I’ll define debt financing as simply spending less money/energy at the beginning of a ‘project’ than is actually the total required cost of the project. Thus, if my solar panel is $2M and I use debt financing, I might give a bank $400,000 at the beginning of the project and pay the other $1.6M over 20 years. However, when manufacturing and installing the wind turbine, I can’t consume only 20% of the energy inputs at the beginning of the project, and consume the other 80% of the required energy inputs over the next 20 years. This is because approximately three quarters of the energy inputs for a wind turbine are consumed before turbine actually starts to operate. The other 25% of the energy inputs are nearly uniformly consumed for operations and maintenance while the turbine is generating electricity.

We know that the energy for manufacturing and construction has to occur at the beginning of the project, and we know it takes 2-4 years to payback this energy (when considering the consumption of the energy by employees of the wind farm) in the form of electricity generated by the turbine. Note that most life cycle analyses analyzing energy payback time for wind turbines counting only the fuel inputs to the wind turbine life cycle such that the energy payback is calculated at less than one year for modern turbines. Either way, 75% of the energy inputs (analogous to monetary capital costs) are required at the beginning to even make the wind turbine function in the first place. Twenty percent of a wind turbine produces no energy. With this point of initial energy consumption in mind, then how do we build turbines in the first place without “energy financing”? The answer is that nature inherently provided the “energy financing” for us over the last 100 million years, and we call the energy savings over that time “fossil fuels”.

Thus, the concept of financing is one lens by which to view the difference between energy and money. Because energy is a physical quantity that must obey physical laws, we cannot make up concepts, such as financing, and have them apply to energy. It is arguable that the level of debt financing allowed in a society has a strong correlation with EROI. That is to say, it takes energy consumption ‘now’ to make goods ‘now’, so all of the extra energy to make those goods is based upon the extra energy (EROI > 1) that is currently flowing from the energy sector to all others.

Because society’s high EROI for the last 200 years has been based upon a stock, or ‘storage’, of energy in the form of fossil fuels, it is likely that a similar EROI from a flow of renewable energy (mostly solar derived resources) will not yield as society with as much energetic/economic productivity or societal complexity.
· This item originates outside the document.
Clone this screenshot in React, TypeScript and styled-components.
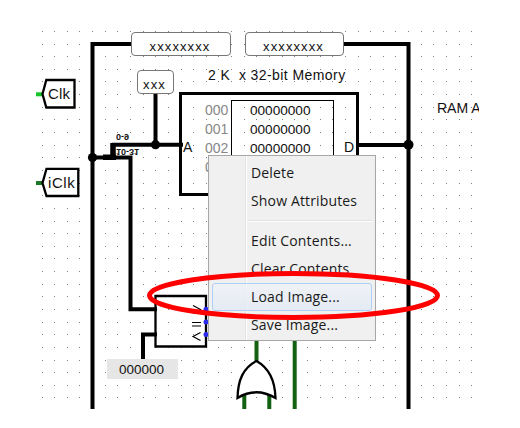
import React from "react";
import styled, { createGlobalStyle } from "styled-components";

const Global = createGlobalStyle`
  body { margin: 0; background: #fff; }
  * { box-sizing: border-box; }
`;

const Canvas = styled.main`
  position: relative;
  width: 520px;
  height: 428px;
  overflow: hidden;
  background: #fff;
  font-family: "Liberation Sans", Arial, sans-serif;
  color: #111;
`;

const Drawing = styled.svg`
  position: absolute;
  inset: 0;
  width: 520px;
  height: 428px;
  pointer-events: none;
`;

const Label = styled.span<{ $x: number; $y: number; $size?: number; $gap?: number; $clip?: number }>`
  position: absolute;
  left: ${(p) => p.$x}px;
  top: ${(p) => p.$y}px;
  width: ${(p) => (p.$clip ? `${p.$clip}px` : "auto")};
  overflow: ${(p) => (p.$clip ? "hidden" : "visible")};
  font-size: ${(p) => p.$size ?? 14}px;
  letter-spacing: ${(p) => p.$gap ?? 0}px;
  line-height: 18px;
  white-space: pre;
`;

const Flipped = styled(Label)`
  line-height: 10px;
  font-weight: 700;
  transform: scaleY(-1);
`;

const Pin = styled.div<{ $x: number; $y: number; $w: number }>`
  position: absolute;
  left: ${(p) => p.$x}px;
  top: ${(p) => p.$y}px;
  width: ${(p) => p.$w}px;
  height: 24px;
  display: flex;
  align-items: center;
  justify-content: center;
  padding-top: 5px;
  padding-right: 2px;
  border: 1px solid #777;
  border-radius: 4px;
  background: #fff;
  font-size: 13px;
  letter-spacing: 1.1px;
`;

const Constant = styled.div`
  position: absolute;
  left: 107px;
  top: 359px;
  width: 71px;
  height: 20px;
  padding-left: 12px;
  background: #e6e6e6;
  font-size: 13.5px;
  line-height: 21px;
`;

const Memory = styled.section`
  position: absolute;
  left: 179px;
  top: 92px;
  width: 180px;
  height: 104px;
  display: grid;
  grid-template-columns: 49px 103px;
  border: 3px solid #000;
  padding-top: 5px;
  font-size: 14px;
  line-height: 19px;
`;

const Addresses = styled.div`
  display: flex;
  flex-direction: column;
  padding-top: 1px;
  padding-left: 23px;
  color: #888;
`;

const Words = styled.div`
  display: flex;
  flex-direction: column;
  padding-left: 18px;
  border: 1px solid #000;
  font-size: 13.6px;
`;

const Menu = styled.nav`
  position: absolute;
  left: 208px;
  top: 155px;
  width: 168px;
  height: 186px;
  display: flex;
  flex-direction: column;
  padding: 3px;
  border: 1px solid #a6a6a6;
  background: linear-gradient(90deg, #f0f0f0 36px, #e2e3e3 36px, #e2e3e3 37px, #fff 37px, #fff 38px, #f0f0f0 38px);
  font-family: "Open Sans", "Noto Sans", sans-serif;
  font-size: 14px;
  letter-spacing: 0.15px;
  color: #1a1a1a;
`;

const Item = styled.div<{ $active?: boolean }>`
  height: 28px;
  flex: none;
  display: flex;
  align-items: center;
  padding: 0 0 2px 38px;
  border: 1px solid ${(p) => (p.$active ? "#aecff7" : "transparent")};
  border-radius: 3px;
  background: ${(p) => (p.$active ? "linear-gradient(#eff2f6cc, #e2eaf5cc)" : "none")};
  white-space: nowrap;
`;

const Separator = styled.div`
  flex: none;
  height: 2px;
  margin: 5px 0 5px 36px;
  border-top: 1px solid #e0e0e0;
  border-bottom: 1px solid #fff;
`;

const xs = Array.from({ length: 35 }, (_, i) => 42 + i * 12.64);
const ys = Array.from({ length: 30 }, (_, i) => 31.4 + i * 12.64);

export default function App() {
  return (
    <>
      <Global />
      <Canvas>
        <Drawing>
          <g fill="#808080">
            {ys.map((y) => xs.map((x) => <rect key={`${x}-${y}`} x={Math.round(x - 0.5)} y={Math.round(y - 0.5)} width="1" height="1" />))}
          </g>
          <g fill="none" stroke="#000" strokeWidth="4">
            <path d="M132 44H92.5V409M344 44H408.5V409M155.5 92V144.7M112 144.7H183M92 157.5H130.5V309.3H157M357 145H408M143 361V334.5H157" />
            <path d="M113 143V160M103 157.3H116" strokeWidth="5.5" />
          </g>
          <circle cx="155.5" cy="144.7" r="4.6" />
          <circle cx="92.5" cy="157.5" r="4.6" />
          <circle cx="408.5" cy="144.7" r="5" />
          <path d="M36 94.3H44" stroke="#17c52b" strokeWidth="4" />
          <path d="M36 183H44" stroke="#1c7a26" strokeWidth="4" />
          <g fill="#fff" stroke="#000" strokeWidth="2.3">
            <path d="M42.5 94L46.3 80H74.5V107.5H46.3Z" />
            <path d="M42.5 183L46.5 168.8H78.3V196H46.5Z" />
            <path d="M155.5 296H206V346.5H155.5Z" fill="none" />
          </g>
          <path d="M256.5 340V362M294.7 340V409" stroke="#126212" strokeWidth="4" />
          <path d="M244.3 395V409M269.3 395V409" stroke="#126212" strokeWidth="4" />
          <path d="M256.5 361C243 368 238 380 237.5 398Q256 386.5 275.5 398C275 380 269 368 256.5 361Z" fill="#fff" stroke="#000" strokeWidth="2.3" />
          <path d="M193 305.5L200.5 309.5L193 313.5M192 322.5H201M192 326H201M200.5 332.5L193 336.5L200.5 340.5" fill="none" stroke="#000" strokeWidth="1.2" />
          <g fill="#2a2af0">
            <circle cx="206" cy="309.3" r="2.5" />
            <circle cx="206" cy="322" r="2.5" />
            <circle cx="206" cy="334.5" r="2.5" />
          </g>
        </Drawing>
        <Pin $x={131} $y={32} $w={100}>xxxxxxxx</Pin>
        <Pin $x={245} $y={32} $w={99}>xxxxxxxx</Pin>
        <Pin $x={137} $y={70} $w={37}>xxx</Pin>
        <Label $x={48} $y={85} $size={15} $gap={0.2}>Clk</Label>
        <Label $x={48} $y={174} $size={15} $gap={0.6}>iClk</Label>
        <Label $x={208} $y={66} $gap={0.42}>{"2 K  x 32-bit Memory"}</Label>
        <Label $x={437} $y={99} $clip={42}>RAM A</Label>
        <Flipped $x={116} $y={132} $size={9}>0-9</Flipped>
        <Flipped $x={116} $y={147} $size={9}>10-31</Flipped>
        <Label $x={183} $y={138}>A</Label>
        <Label $x={344} $y={138}>D</Label>
        <Memory>
          <Addresses>
            {["000", "001", "002", "003"].map((a) => <span key={a}>{a}</span>)}
          </Addresses>
          <Words>
            {[0, 1, 2].map((i) => <span key={i}>00000000</span>)}
          </Words>
        </Memory>
        <Constant>000000</Constant>
        <Menu>
          <Item>Delete</Item>
          <Item>Show Attributes</Item>
          <Separator />
          <Item>Edit Contents...</Item>
          <Item>Clear Contents</Item>
          <Item $active>Load Image...</Item>
          <Item>Save Image...</Item>
        </Menu>
        <Drawing>
          <ellipse cx="293.5" cy="295.5" rx="144" ry="22" fill="none" stroke="#f00" strokeWidth="5" />
        </Drawing>
      </Canvas>
    </>
  );
}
This lower potential for a complex society based upon renewables is because to create a stock of energy from renewable energy flows, we must build energy storage systems to work with the renewable technologies. With fossil fuels, nature built the storage systems in the ground for us. And those stored energy resources needed 10s of millions of years of sunlight – the reverse of financing and the definition of saving.
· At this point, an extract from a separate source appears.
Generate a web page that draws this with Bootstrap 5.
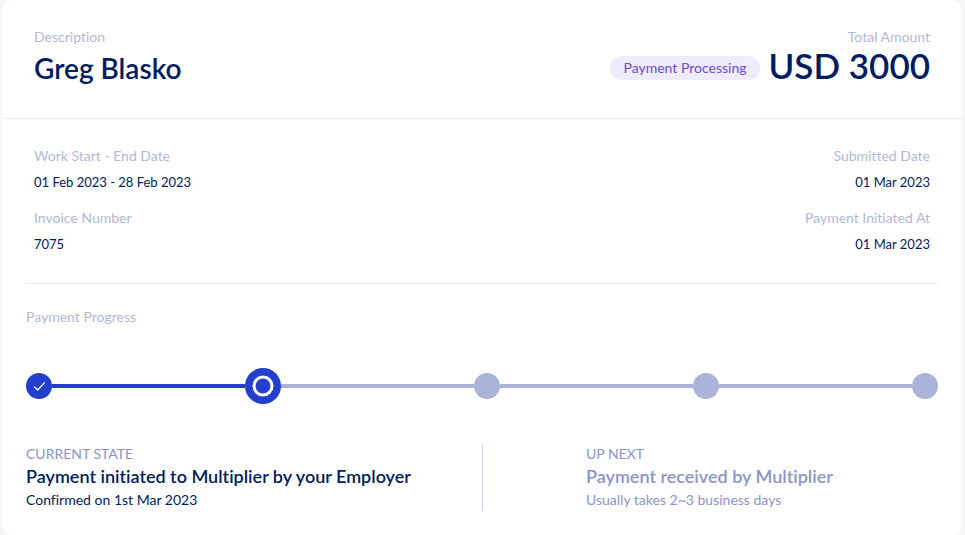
<!DOCTYPE html>
<html lang="en">
<head>
<meta charset="utf-8">
<meta name="viewport" content="width=device-width, initial-scale=1">
<title>Payment details</title>
<link href="https://cdn.jsdelivr.net/npm/bootstrap@5.3.0/dist/css/bootstrap.min.css" rel="stylesheet">
<style>
  body { background: #f5f6f8; color: #001c63; font-family: Lato, "Open Sans", sans-serif; font-size: 14px; line-height: 20px; font-variant-ligatures: none; }
  .pay-card { margin: 0 3px 0 2px; border-radius: 10px; min-height: 100vh; }
  .pay-head { padding: 27px 32px 30px; border-bottom: 1px solid #e6e9f9; }
  .soft { color: #b0b8de; font-weight: 400; }
  .payee { font-size: 28px; line-height: 40px; font-weight: 600; margin-top: 1px; }
  .total { font-size: 35px; line-height: 36px; font-weight: 600; }
  .pay-status { background: #eeebfc; color: #6f4bdc; padding: 2px 14px; margin-top: 6px; }
  .pay-body { padding: 27px 24px 24px; }
  .facts { padding: 0 8px 29px; row-gap: 16px; border-bottom: 1px solid #e6e9f9; }
  .facts dt { margin-bottom: 6px; }
  .facts dd { font-size: 13px; }
  .progress-label { margin: 23px 0 41px; font-size: 14px; line-height: 20px; }
  .step-dot { width: 26px; height: 26px; background: #abb3da; }
  .step-dot.done { background: #233fcf; }
  .step-dot.now { width: 36px; height: 36px; background: #233fcf; }
  .step-line { height: 4px; background: #abb3da; }
  .step-line.done { background: #233fcf; }
  .states { margin-top: 40px; }
  .state-next { border-left: 1px solid #cdd2ec; padding: 0 0 1px 103px; color: #8b94cc; }
  .state-tag { color: #8b94cc; }
  .state-title { font-size: 18px; line-height: 24px; font-weight: 600; margin-bottom: 2px; }
</style>
<script src="https://cdn.jsdelivr.net/npm/bootstrap@5.3.0/dist/js/bootstrap.bundle.min.js" defer></script>
</head>
<body>
<main class="pay-card bg-white">
  <header class="pay-head d-flex justify-content-between">
    <div>
      <div class="soft">Description</div>
      <h1 class="payee mb-0">Greg Blasko</h1>
    </div>
    <div class="text-end">
      <div class="soft">Total Amount</div>
      <div class="d-flex align-items-center justify-content-end gap-2">
        <span class="pay-status rounded-pill">Payment Processing</span>
        <span class="total">USD 3000</span>
      </div>
    </div>
  </header>
  <div class="pay-body">
    <dl class="facts row row-cols-2 gx-0 mb-0">
      <div><dt class="soft">Work Start - End Date</dt><dd class="mb-0">01 Feb 2023 - 28 Feb 2023</dd></div>
      <div class="text-end"><dt class="soft">Submitted Date</dt><dd class="mb-0">01 Mar 2023</dd></div>
      <div><dt class="soft">Invoice Number</dt><dd class="mb-0">7075</dd></div>
      <div class="text-end"><dt class="soft">Payment Initiated At</dt><dd class="mb-0">01 Mar 2023</dd></div>
    </dl>
    <h2 class="progress-label soft">Payment Progress</h2>
    <div class="d-flex align-items-center" role="img" aria-label="Step 2 of 5">
      <div class="step-dot done rounded-circle d-flex flex-shrink-0">
        <svg width="26" height="26" viewBox="0 0 26 26" fill="none" stroke="#fff" stroke-width="1.3"><path d="M8.2 13.6 11.6 17 18.8 9.4"/></svg>
      </div>
      <div class="step-line done flex-fill"></div>
      <div class="step-dot now rounded-circle d-flex flex-shrink-0">
        <svg width="36" height="36" viewBox="0 0 36 36" fill="none" stroke="#fff" stroke-width="3"><circle cx="18" cy="18" r="9"/></svg>
      </div>
      <div class="step-line flex-fill"></div>
      <div class="step-dot rounded-circle flex-shrink-0"></div>
      <div class="step-line flex-fill"></div>
      <div class="step-dot rounded-circle flex-shrink-0"></div>
      <div class="step-line flex-fill"></div>
      <div class="step-dot rounded-circle flex-shrink-0"></div>
    </div>
    <div class="states row gx-0">
      <section class="col-6">
        <div class="state-tag">CURRENT STATE</div>
        <h3 class="state-title">Payment initiated to Multiplier by your Employer</h3>
        <div>Confirmed on 1st Mar 2023</div>
      </section>
      <section class="state-next col-6">
        <div class="state-tag">UP NEXT</div>
        <h3 class="state-title">Payment received by Multiplier</h3>
        <div>Usually takes 2~3 business days</div>
      </section>
    </div>
  </div>
</main>
</body>
</html>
Thus, we are currently spending the energy savings that nature provided us a million times faster than that it took to build that fossil fuel ‘nest egg.’ What we do and learn while spending this nest egg will determine how complex of a society we can have without it. Time has an arrow, and if we consume the same amount of energy 200 years from now as we did 200 years ago, we will not necessarily have the same level of lifestyle. We can only speculate about how different 2200 will be from 1800, but our actions today will certainly dictate the outcome. I’m betting that by learning how to live without fossil fuels while we have them today, will give those in 2200 a better chance of living better than those in 1800.